-- TASK GOAL --
The listing below must be repeated word for word, with its images excluded.

— Start DATASET EXTRACT —

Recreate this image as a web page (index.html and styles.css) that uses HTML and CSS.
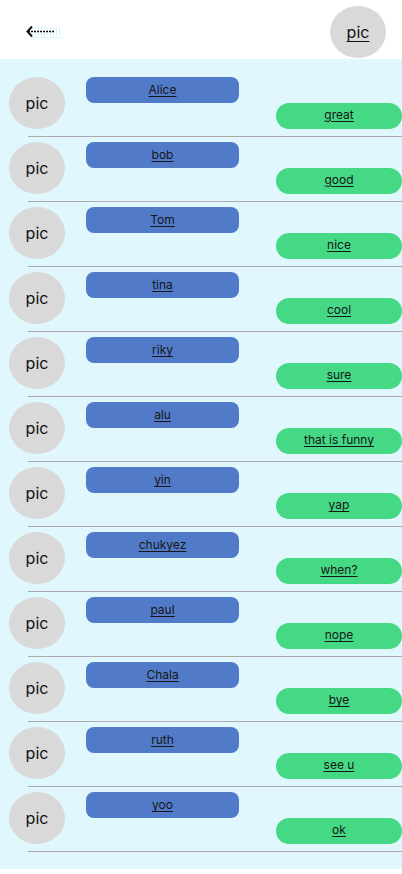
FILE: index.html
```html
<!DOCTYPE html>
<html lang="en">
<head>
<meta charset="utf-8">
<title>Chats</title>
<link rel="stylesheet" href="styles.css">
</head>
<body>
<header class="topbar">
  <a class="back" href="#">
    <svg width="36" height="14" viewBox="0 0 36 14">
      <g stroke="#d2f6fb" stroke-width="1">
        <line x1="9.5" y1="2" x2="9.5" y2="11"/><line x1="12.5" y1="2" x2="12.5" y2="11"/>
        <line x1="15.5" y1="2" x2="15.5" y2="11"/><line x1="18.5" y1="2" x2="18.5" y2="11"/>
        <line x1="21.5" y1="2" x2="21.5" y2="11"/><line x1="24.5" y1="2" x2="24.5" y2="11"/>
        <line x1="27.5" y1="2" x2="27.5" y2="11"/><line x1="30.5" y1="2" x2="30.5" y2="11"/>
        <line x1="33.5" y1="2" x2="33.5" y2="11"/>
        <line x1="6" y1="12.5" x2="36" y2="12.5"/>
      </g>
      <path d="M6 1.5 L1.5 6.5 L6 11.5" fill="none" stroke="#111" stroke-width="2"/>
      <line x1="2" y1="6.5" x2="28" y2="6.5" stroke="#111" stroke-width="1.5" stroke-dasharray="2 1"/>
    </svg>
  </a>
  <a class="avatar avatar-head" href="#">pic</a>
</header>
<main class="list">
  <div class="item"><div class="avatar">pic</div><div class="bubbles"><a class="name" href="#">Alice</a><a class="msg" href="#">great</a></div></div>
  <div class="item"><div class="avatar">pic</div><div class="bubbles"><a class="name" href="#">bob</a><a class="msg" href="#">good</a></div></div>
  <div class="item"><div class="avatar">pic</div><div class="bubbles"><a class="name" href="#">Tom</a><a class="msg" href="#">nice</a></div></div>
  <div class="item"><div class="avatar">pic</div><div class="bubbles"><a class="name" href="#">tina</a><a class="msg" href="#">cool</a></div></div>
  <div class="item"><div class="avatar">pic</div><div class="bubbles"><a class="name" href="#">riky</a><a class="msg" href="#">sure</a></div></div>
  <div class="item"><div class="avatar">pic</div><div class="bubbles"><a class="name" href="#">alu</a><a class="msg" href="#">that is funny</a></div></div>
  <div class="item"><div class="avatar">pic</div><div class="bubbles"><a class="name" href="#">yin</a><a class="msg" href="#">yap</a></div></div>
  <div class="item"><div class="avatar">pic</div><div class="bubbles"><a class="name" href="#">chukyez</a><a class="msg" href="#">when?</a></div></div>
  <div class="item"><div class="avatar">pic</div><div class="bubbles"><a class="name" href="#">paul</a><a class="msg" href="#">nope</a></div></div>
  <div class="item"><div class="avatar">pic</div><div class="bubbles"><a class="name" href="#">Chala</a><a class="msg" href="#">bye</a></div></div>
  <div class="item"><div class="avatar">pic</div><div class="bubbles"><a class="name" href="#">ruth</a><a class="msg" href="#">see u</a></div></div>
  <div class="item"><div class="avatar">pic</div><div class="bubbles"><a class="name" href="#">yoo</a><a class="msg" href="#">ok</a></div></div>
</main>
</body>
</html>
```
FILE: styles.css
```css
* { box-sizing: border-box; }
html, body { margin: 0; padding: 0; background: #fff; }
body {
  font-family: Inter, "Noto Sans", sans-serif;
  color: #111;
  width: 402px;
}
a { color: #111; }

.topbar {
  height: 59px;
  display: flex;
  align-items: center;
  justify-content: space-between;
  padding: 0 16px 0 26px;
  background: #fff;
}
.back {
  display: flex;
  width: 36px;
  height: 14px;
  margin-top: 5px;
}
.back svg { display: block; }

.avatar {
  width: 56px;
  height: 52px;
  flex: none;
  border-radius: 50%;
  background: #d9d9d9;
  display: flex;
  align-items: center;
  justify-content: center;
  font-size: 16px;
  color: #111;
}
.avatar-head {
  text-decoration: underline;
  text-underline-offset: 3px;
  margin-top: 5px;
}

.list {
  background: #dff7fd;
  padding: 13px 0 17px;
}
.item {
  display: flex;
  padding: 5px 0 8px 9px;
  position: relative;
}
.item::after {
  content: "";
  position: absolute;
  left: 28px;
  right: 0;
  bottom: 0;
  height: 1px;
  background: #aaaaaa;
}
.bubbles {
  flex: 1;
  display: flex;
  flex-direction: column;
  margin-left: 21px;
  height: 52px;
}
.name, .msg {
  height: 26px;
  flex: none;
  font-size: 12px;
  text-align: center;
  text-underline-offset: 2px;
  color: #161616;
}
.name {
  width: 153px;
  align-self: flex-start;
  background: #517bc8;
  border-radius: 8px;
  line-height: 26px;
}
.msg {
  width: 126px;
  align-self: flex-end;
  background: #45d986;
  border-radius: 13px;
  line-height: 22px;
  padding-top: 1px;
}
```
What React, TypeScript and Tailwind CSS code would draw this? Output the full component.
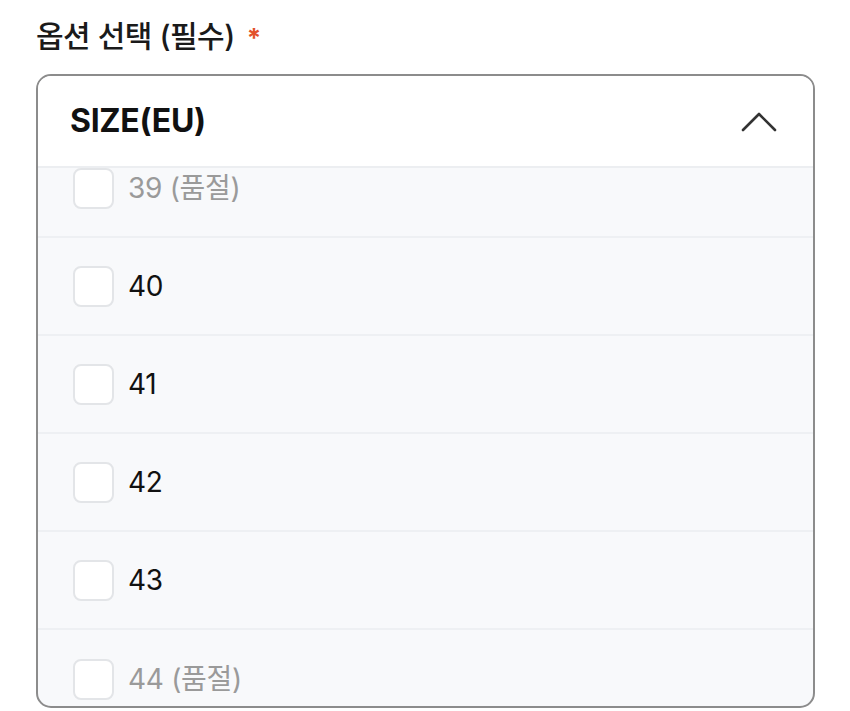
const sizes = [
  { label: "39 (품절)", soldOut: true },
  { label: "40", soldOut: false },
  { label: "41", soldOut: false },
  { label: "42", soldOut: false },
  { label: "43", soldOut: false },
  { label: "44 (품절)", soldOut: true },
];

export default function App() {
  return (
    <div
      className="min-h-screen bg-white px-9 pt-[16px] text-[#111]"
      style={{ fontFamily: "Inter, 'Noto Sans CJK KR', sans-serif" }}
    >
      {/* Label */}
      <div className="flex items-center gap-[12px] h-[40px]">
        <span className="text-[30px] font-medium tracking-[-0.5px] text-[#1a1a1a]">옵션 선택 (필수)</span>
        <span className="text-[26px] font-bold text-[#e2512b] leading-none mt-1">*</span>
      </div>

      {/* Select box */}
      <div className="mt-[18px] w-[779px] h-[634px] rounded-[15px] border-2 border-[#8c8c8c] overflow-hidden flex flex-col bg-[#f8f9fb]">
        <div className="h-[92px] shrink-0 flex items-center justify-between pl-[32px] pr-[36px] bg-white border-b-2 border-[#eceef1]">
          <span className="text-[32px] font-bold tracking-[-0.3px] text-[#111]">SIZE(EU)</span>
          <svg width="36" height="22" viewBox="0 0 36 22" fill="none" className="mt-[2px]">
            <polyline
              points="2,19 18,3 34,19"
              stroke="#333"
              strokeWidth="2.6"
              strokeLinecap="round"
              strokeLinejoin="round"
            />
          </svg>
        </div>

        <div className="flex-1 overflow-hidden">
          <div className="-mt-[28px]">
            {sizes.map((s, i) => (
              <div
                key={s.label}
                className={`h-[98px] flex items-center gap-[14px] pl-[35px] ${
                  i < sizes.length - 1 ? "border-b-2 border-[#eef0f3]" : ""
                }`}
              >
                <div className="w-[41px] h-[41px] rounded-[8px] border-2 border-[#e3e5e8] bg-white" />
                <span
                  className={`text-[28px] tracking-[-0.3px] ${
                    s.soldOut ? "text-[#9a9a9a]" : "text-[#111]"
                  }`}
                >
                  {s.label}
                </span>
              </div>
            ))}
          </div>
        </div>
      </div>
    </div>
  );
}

— End DATASET EXTRACT —

-- OUTPUT BELOW --
Recreate this image as a web page (index.html and styles.css) that uses HTML and CSS.
FILE: index.html
```html
<!DOCTYPE html>
<html lang="en">
<head>
<meta charset="utf-8">
<title>Chats</title>
<link rel="stylesheet" href="styles.css">
</head>
<body>
<header class="topbar">
  <a class="back" href="#">
    <svg width="36" height="14" viewBox="0 0 36 14">
      <g stroke="#d2f6fb" stroke-width="1">
        <line x1="9.5" y1="2" x2="9.5" y2="11"/><line x1="12.5" y1="2" x2="12.5" y2="11"/>
        <line x1="15.5" y1="2" x2="15.5" y2="11"/><line x1="18.5" y1="2" x2="18.5" y2="11"/>
        <line x1="21.5" y1="2" x2="21.5" y2="11"/><line x1="24.5" y1="2" x2="24.5" y2="11"/>
        <line x1="27.5" y1="2" x2="27.5" y2="11"/><line x1="30.5" y1="2" x2="30.5" y2="11"/>
        <line x1="33.5" y1="2" x2="33.5" y2="11"/>
        <line x1="6" y1="12.5" x2="36" y2="12.5"/>
      </g>
      <path d="M6 1.5 L1.5 6.5 L6 11.5" fill="none" stroke="#111" stroke-width="2"/>
      <line x1="2" y1="6.5" x2="28" y2="6.5" stroke="#111" stroke-width="1.5" stroke-dasharray="2 1"/>
    </svg>
  </a>
  <a class="avatar avatar-head" href="#">pic</a>
</header>
<main class="list">
  <div class="item"><div class="avatar">pic</div><div class="bubbles"><a class="name" href="#">Alice</a><a class="msg" href="#">great</a></div></div>
  <div class="item"><div class="avatar">pic</div><div class="bubbles"><a class="name" href="#">bob</a><a class="msg" href="#">good</a></div></div>
  <div class="item"><div class="avatar">pic</div><div class="bubbles"><a class="name" href="#">Tom</a><a class="msg" href="#">nice</a></div></div>
  <div class="item"><div class="avatar">pic</div><div class="bubbles"><a class="name" href="#">tina</a><a class="msg" href="#">cool</a></div></div>
  <div class="item"><div class="avatar">pic</div><div class="bubbles"><a class="name" href="#">riky</a><a class="msg" href="#">sure</a></div></div>
  <div class="item"><div class="avatar">pic</div><div class="bubbles"><a class="name" href="#">alu</a><a class="msg" href="#">that is funny</a></div></div>
  <div class="item"><div class="avatar">pic</div><div class="bubbles"><a class="name" href="#">yin</a><a class="msg" href="#">yap</a></div></div>
  <div class="item"><div class="avatar">pic</div><div class="bubbles"><a class="name" href="#">chukyez</a><a class="msg" href="#">when?</a></div></div>
  <div class="item"><div class="avatar">pic</div><div class="bubbles"><a class="name" href="#">paul</a><a class="msg" href="#">nope</a></div></div>
  <div class="item"><div class="avatar">pic</div><div class="bubbles"><a class="name" href="#">Chala</a><a class="msg" href="#">bye</a></div></div>
  <div class="item"><div class="avatar">pic</div><div class="bubbles"><a class="name" href="#">ruth</a><a class="msg" href="#">see u</a></div></div>
  <div class="item"><div class="avatar">pic</div><div class="bubbles"><a class="name" href="#">yoo</a><a class="msg" href="#">ok</a></div></div>
</main>
</body>
</html>
```
FILE: styles.css
```css
* { box-sizing: border-box; }
html, body { margin: 0; padding: 0; background: #fff; }
body {
  font-family: Inter, "Noto Sans", sans-serif;
  color: #111;
  width: 402px;
}
a { color: #111; }

.topbar {
  height: 59px;
  display: flex;
  align-items: center;
  justify-content: space-between;
  padding: 0 16px 0 26px;
  background: #fff;
}
.back {
  display: flex;
  width: 36px;
  height: 14px;
  margin-top: 5px;
}
.back svg { display: block; }

.avatar {
  width: 56px;
  height: 52px;
  flex: none;
  border-radius: 50%;
  background: #d9d9d9;
  display: flex;
  align-items: center;
  justify-content: center;
  font-size: 16px;
  color: #111;
}
.avatar-head {
  text-decoration: underline;
  text-underline-offset: 3px;
  margin-top: 5px;
}

.list {
  background: #dff7fd;
  padding: 13px 0 17px;
}
.item {
  display: flex;
  padding: 5px 0 8px 9px;
  position: relative;
}
.item::after {
  content: "";
  position: absolute;
  left: 28px;
  right: 0;
  bottom: 0;
  height: 1px;
  background: #aaaaaa;
}
.bubbles {
  flex: 1;
  display: flex;
  flex-direction: column;
  margin-left: 21px;
  height: 52px;
}
.name, .msg {
  height: 26px;
  flex: none;
  font-size: 12px;
  text-align: center;
  text-underline-offset: 2px;
  color: #161616;
}
.name {
  width: 153px;
  align-self: flex-start;
  background: #517bc8;
  border-radius: 8px;
  line-height: 26px;
}
.msg {
  width: 126px;
  align-self: flex-end;
  background: #45d986;
  border-radius: 13px;
  line-height: 22px;
  padding-top: 1px;
}
```
What React, TypeScript and Tailwind CSS code would draw this? Output the full component.
const sizes = [
  { label: "39 (품절)", soldOut: true },
  { label: "40", soldOut: false },
  { label: "41", soldOut: false },
  { label: "42", soldOut: false },
  { label: "43", soldOut: false },
  { label: "44 (품절)", soldOut: true },
];

export default function App() {
  return (
    <div
      className="min-h-screen bg-white px-9 pt-[16px] text-[#111]"
      style={{ fontFamily: "Inter, 'Noto Sans CJK KR', sans-serif" }}
    >
      {/* Label */}
      <div className="flex items-center gap-[12px] h-[40px]">
        <span className="text-[30px] font-medium tracking-[-0.5px] text-[#1a1a1a]">옵션 선택 (필수)</span>
        <span className="text-[26px] font-bold text-[#e2512b] leading-none mt-1">*</span>
      </div>

      {/* Select box */}
      <div className="mt-[18px] w-[779px] h-[634px] rounded-[15px] border-2 border-[#8c8c8c] overflow-hidden flex flex-col bg-[#f8f9fb]">
        <div className="h-[92px] shrink-0 flex items-center justify-between pl-[32px] pr-[36px] bg-white border-b-2 border-[#eceef1]">
          <span className="text-[32px] font-bold tracking-[-0.3px] text-[#111]">SIZE(EU)</span>
          <svg width="36" height="22" viewBox="0 0 36 22" fill="none" className="mt-[2px]">
            <polyline
              points="2,19 18,3 34,19"
              stroke="#333"
              strokeWidth="2.6"
              strokeLinecap="round"
              strokeLinejoin="round"
            />
          </svg>
        </div>

        <div className="flex-1 overflow-hidden">
          <div className="-mt-[28px]">
            {sizes.map((s, i) => (
              <div
                key={s.label}
                className={`h-[98px] flex items-center gap-[14px] pl-[35px] ${
                  i < sizes.length - 1 ? "border-b-2 border-[#eef0f3]" : ""
                }`}
              >
                <div className="w-[41px] h-[41px] rounded-[8px] border-2 border-[#e3e5e8] bg-white" />
                <span
                  className={`text-[28px] tracking-[-0.3px] ${
                    s.soldOut ? "text-[#9a9a9a]" : "text-[#111]"
                  }`}
                >
                  {s.label}
                </span>
              </div>
            ))}
          </div>
        </div>
      </div>
    </div>
  );
}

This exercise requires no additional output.